Exercise task — Give every line again exactly as it appears, please, but not the pictures.

Given data —
■ ■ ■ ■ ■ ■ ■

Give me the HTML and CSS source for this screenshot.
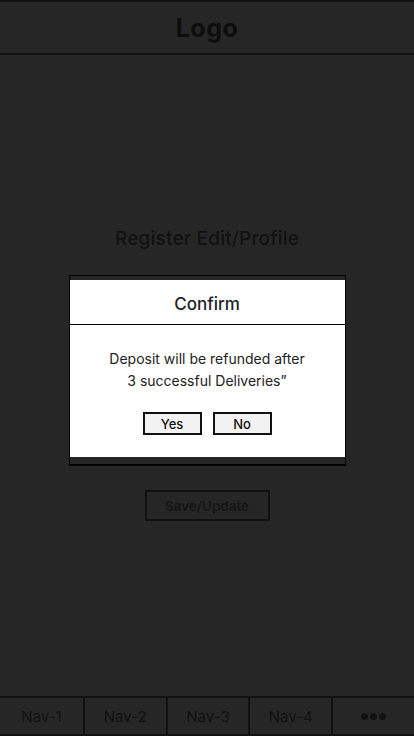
FILE: index.html
```html
<!DOCTYPE html>
<html lang="en">
<head>
<meta charset="utf-8">
<title>Register Edit/Profile</title>
<link rel="stylesheet" href="styles.css">
</head>
<body>
<div class="app">
  <header class="topbar">
    <div class="logo">Logo</div>
  </header>
  <main class="content">
    <h1 class="page-title">Register Edit/Profile</h1>
    <div class="dialog-frame">
      <div class="dialog">
        <div class="dialog-head">Confirm</div>
        <div class="dialog-body">
          <p class="dialog-text">Deposit will be refunded after<br>3 successful Deliveries”</p>
          <div class="dialog-actions">
            <button class="dlg-btn">Yes</button>
            <button class="dlg-btn">No</button>
          </div>
        </div>
      </div>
    </div>
    <button class="save-btn">Save/Update</button>
  </main>
  <nav class="navbar">
    <div class="nav-item">Nav-1</div>
    <div class="nav-item">Nav-2</div>
    <div class="nav-item">Nav-3</div>
    <div class="nav-item">Nav-4</div>
    <div class="nav-item"><span class="dots"><i></i><i></i><i></i></span></div>
  </nav>
</div>
</body>
</html>
```
FILE: styles.css
```css
* { box-sizing: border-box; }
html, body { margin: 0; padding: 0; }
body {
  background: #262626;
  font-family: Inter, "Liberation Sans", sans-serif;
  color: #111;
}
.app {
  width: 414px;
  height: 736px;
  display: flex;
  flex-direction: column;
  overflow: hidden;
}
.topbar {
  height: 55px;
  border-top: 2px solid #111;
  border-bottom: 2px solid #111;
  display: flex;
  align-items: center;
  justify-content: center;
  flex: none;
}
.logo {
  font-size: 25px;
  font-weight: 700;
  color: #0d0d0d;
  letter-spacing: 0.5px;
}
.content {
  flex: 1;
  display: flex;
  flex-direction: column;
  align-items: center;
  padding-top: 173px;
}
.page-title {
  margin: 0;
  font-size: 19px;
  line-height: 22px;
  font-weight: 500;
  color: #111;
  letter-spacing: 0.2px;
}
.dialog-frame {
  margin-top: 25px;
  width: 277px;
  border: 1px solid #000;
  border-bottom-width: 2px;
  padding: 4px 0 7px;
  background: #262626;
}
.dialog {
  background: #fff;
}
.dialog-head {
  height: 45px;
  border-bottom: 1px solid #000;
  display: flex;
  align-items: center;
  justify-content: center;
  font-size: 17px;
  font-weight: 500;
  color: #222;
  padding-top: 3px;
}
.dialog-body {
  padding: 23px 0 22px;
  display: flex;
  flex-direction: column;
  align-items: center;
}
.dialog-text {
  margin: 0;
  text-align: center;
  font-size: 14px;
  line-height: 22px;
  color: #222;
}
.dialog-actions {
  margin-top: 20px;
  display: flex;
  gap: 11px;
}
.dlg-btn {
  width: 59px;
  height: 23px;
  border: 2px solid #111;
  background: #f2f2f2;
  font-family: inherit;
  font-size: 13px;
  font-weight: 500;
  color: #111;
  padding: 0;
}
.save-btn {
  margin-top: 24px;
  width: 125px;
  height: 31px;
  border: 2px solid #111;
  background: transparent;
  font-family: inherit;
  font-size: 13.5px;
  font-weight: 600;
  color: #151515;
  padding: 0;
}
.navbar {
  flex: none;
  height: 40px;
  border-top: 2px solid #111;
  border-bottom: 2px solid #111;
  display: grid;
  grid-template-columns: repeat(5, 1fr);
}
.nav-item {
  display: flex;
  align-items: center;
  justify-content: center;
  font-size: 15px;
  color: #111;
  border-left: 2px solid #111;
}
.nav-item:first-child { border-left: none; }
.dots { display: flex; gap: 2px; }
.dots i {
  display: block;
  width: 7px;
  height: 7px;
  border-radius: 50%;
  background: #111;
}
```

■ ■ ■ ■ ■ ■ ■

Output below —
Give me the HTML and CSS source for this screenshot.
FILE: index.html
```html
<!DOCTYPE html>
<html lang="en">
<head>
<meta charset="utf-8">
<title>Register Edit/Profile</title>
<link rel="stylesheet" href="styles.css">
</head>
<body>
<div class="app">
  <header class="topbar">
    <div class="logo">Logo</div>
  </header>
  <main class="content">
    <h1 class="page-title">Register Edit/Profile</h1>
    <div class="dialog-frame">
      <div class="dialog">
        <div class="dialog-head">Confirm</div>
        <div class="dialog-body">
          <p class="dialog-text">Deposit will be refunded after<br>3 successful Deliveries”</p>
          <div class="dialog-actions">
            <button class="dlg-btn">Yes</button>
            <button class="dlg-btn">No</button>
          </div>
        </div>
      </div>
    </div>
    <button class="save-btn">Save/Update</button>
  </main>
  <nav class="navbar">
    <div class="nav-item">Nav-1</div>
    <div class="nav-item">Nav-2</div>
    <div class="nav-item">Nav-3</div>
    <div class="nav-item">Nav-4</div>
    <div class="nav-item"><span class="dots"><i></i><i></i><i></i></span></div>
  </nav>
</div>
</body>
</html>
```
FILE: styles.css
```css
* { box-sizing: border-box; }
html, body { margin: 0; padding: 0; }
body {
  background: #262626;
  font-family: Inter, "Liberation Sans", sans-serif;
  color: #111;
}
.app {
  width: 414px;
  height: 736px;
  display: flex;
  flex-direction: column;
  overflow: hidden;
}
.topbar {
  height: 55px;
  border-top: 2px solid #111;
  border-bottom: 2px solid #111;
  display: flex;
  align-items: center;
  justify-content: center;
  flex: none;
}
.logo {
  font-size: 25px;
  font-weight: 700;
  color: #0d0d0d;
  letter-spacing: 0.5px;
}
.content {
  flex: 1;
  display: flex;
  flex-direction: column;
  align-items: center;
  padding-top: 173px;
}
.page-title {
  margin: 0;
  font-size: 19px;
  line-height: 22px;
  font-weight: 500;
  color: #111;
  letter-spacing: 0.2px;
}
.dialog-frame {
  margin-top: 25px;
  width: 277px;
  border: 1px solid #000;
  border-bottom-width: 2px;
  padding: 4px 0 7px;
  background: #262626;
}
.dialog {
  background: #fff;
}
.dialog-head {
  height: 45px;
  border-bottom: 1px solid #000;
  display: flex;
  align-items: center;
  justify-content: center;
  font-size: 17px;
  font-weight: 500;
  color: #222;
  padding-top: 3px;
}
.dialog-body {
  padding: 23px 0 22px;
  display: flex;
  flex-direction: column;
  align-items: center;
}
.dialog-text {
  margin: 0;
  text-align: center;
  font-size: 14px;
  line-height: 22px;
  color: #222;
}
.dialog-actions {
  margin-top: 20px;
  display: flex;
  gap: 11px;
}
.dlg-btn {
  width: 59px;
  height: 23px;
  border: 2px solid #111;
  background: #f2f2f2;
  font-family: inherit;
  font-size: 13px;
  font-weight: 500;
  color: #111;
  padding: 0;
}
.save-btn {
  margin-top: 24px;
  width: 125px;
  height: 31px;
  border: 2px solid #111;
  background: transparent;
  font-family: inherit;
  font-size: 13.5px;
  font-weight: 600;
  color: #151515;
  padding: 0;
}
.navbar {
  flex: none;
  height: 40px;
  border-top: 2px solid #111;
  border-bottom: 2px solid #111;
  display: grid;
  grid-template-columns: repeat(5, 1fr);
}
.nav-item {
  display: flex;
  align-items: center;
  justify-content: center;
  font-size: 15px;
  color: #111;
  border-left: 2px solid #111;
}
.nav-item:first-child { border-left: none; }
.dots { display: flex; gap: 2px; }
.dots i {
  display: block;
  width: 7px;
  height: 7px;
  border-radius: 50%;
  background: #111;
}
```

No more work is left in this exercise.